The Hessian is an essential part of the multidimensional Taylor expansion of a sufficiently smooth function. Total differentiability of a function $f:U\to\mathbb R$ in $x_0\in U$ for an open subset $U\subseteq \mathbb R^n$ means that there is a linear map $L:\mathbb R^n\to \mathbb R$ such that
$$\lim_{x\to x_0}\frac{f(x)-[f(x_0)+L(x-x_0)]}{\Vert x-x_0\Vert}=0.$$
That's the definition of total differentiability. The term in $[]$ is then the first order Taylor approximation of $f$ around $x_0$, and we call $L$ the gradient. The equation essentially tells us that as we go to $x_0$, the difference between $f$ and its Taylor approximation gets arbitrarily small quickly. We could also derive that the gradient's matrix representation is $\nabla f(x_0)$, but I'll skip this.
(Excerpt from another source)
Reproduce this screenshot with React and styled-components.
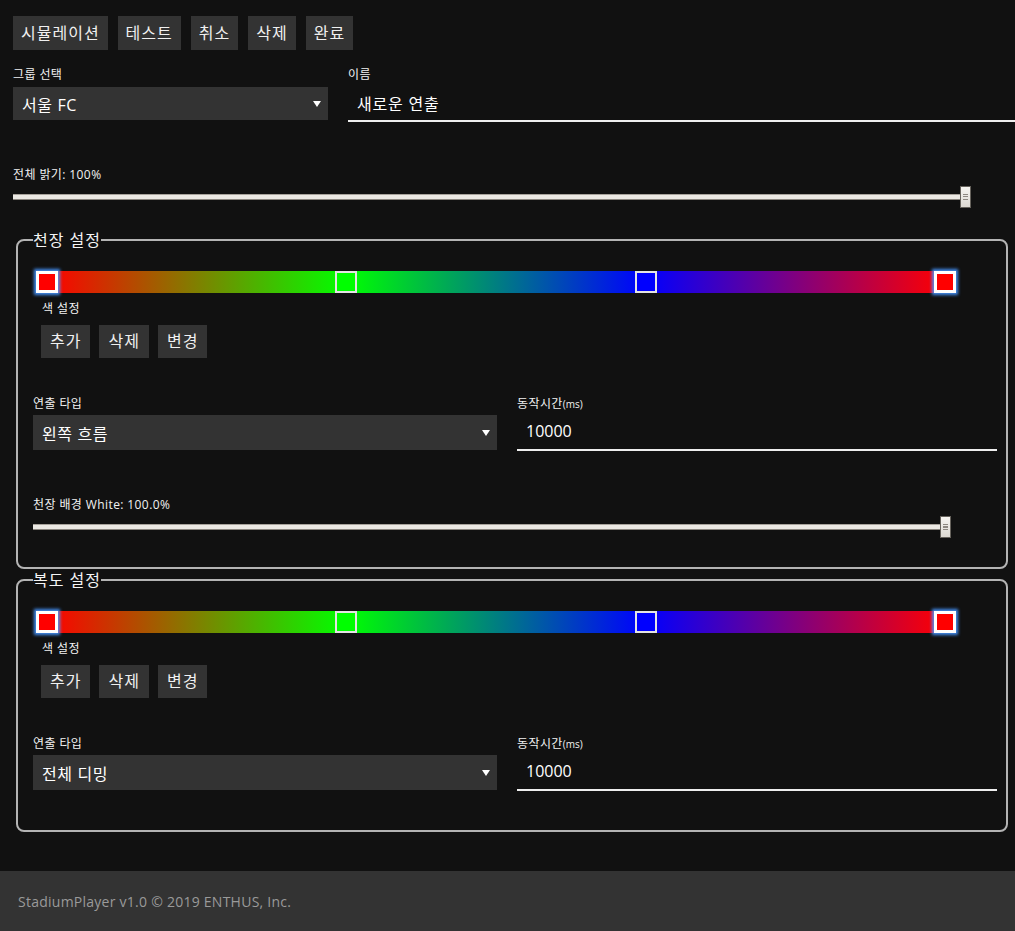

Now if $f$ is twice totally differentiable, this means that additionally there is a bilinear form $B:\mathbb R^n\times\mathbb R^n\to\mathbb R$ such that
$$\lim_{x\to x_0}\frac{f(x)-[f(x_0)+L(x-x_0)+\frac{1}{2}B(x-x_0,x-x_0)]}{\Vert x-x_0\Vert^2}=0.$$
This is not a definition, but the statement of one of the several versions of Taylor's theorem. The term in $[]$ is now the second order Taylor approximation, and we call $B$ (or rather its matrix representation) the Hessian of $f$, and we get $B(v,w)=w^T \mathrm Hf(x_0) v$. It also happens to be the total differential of the function $x\mapsto \nabla f(x)$, which would allow us to derive its components, but again, I'll skip that.
With this, the Taylor approximation of a twice totally differentiable function becomes
$$f(x)\approx f(x_0)+\nabla f(x_0)\cdot(x-x_0)+\frac{1}{2}(x-x_0)^T \cdot\mathrm Hf(x_0)\cdot(x-x_0).$$
From here it might be intuitively clear why the Hessian tells us about the type of critical point. If $\nabla f=0$, then the Taylor approximation is just a constant plus the Hessian term. And if the Hessian is positive or negative definite, it means that this term either only increases (positive definite) or decreases (negative definite) if $x-x_0$ moves away from 0 (and thus $x$ moves away from $x_0$). So we have to be at a minimum/maximum. If it is indefinite, however, that means that as $x$ goes away from $x_0$ in some direction, the Hessian term increases, while in another direction it decreases. So we have to be at a saddle point.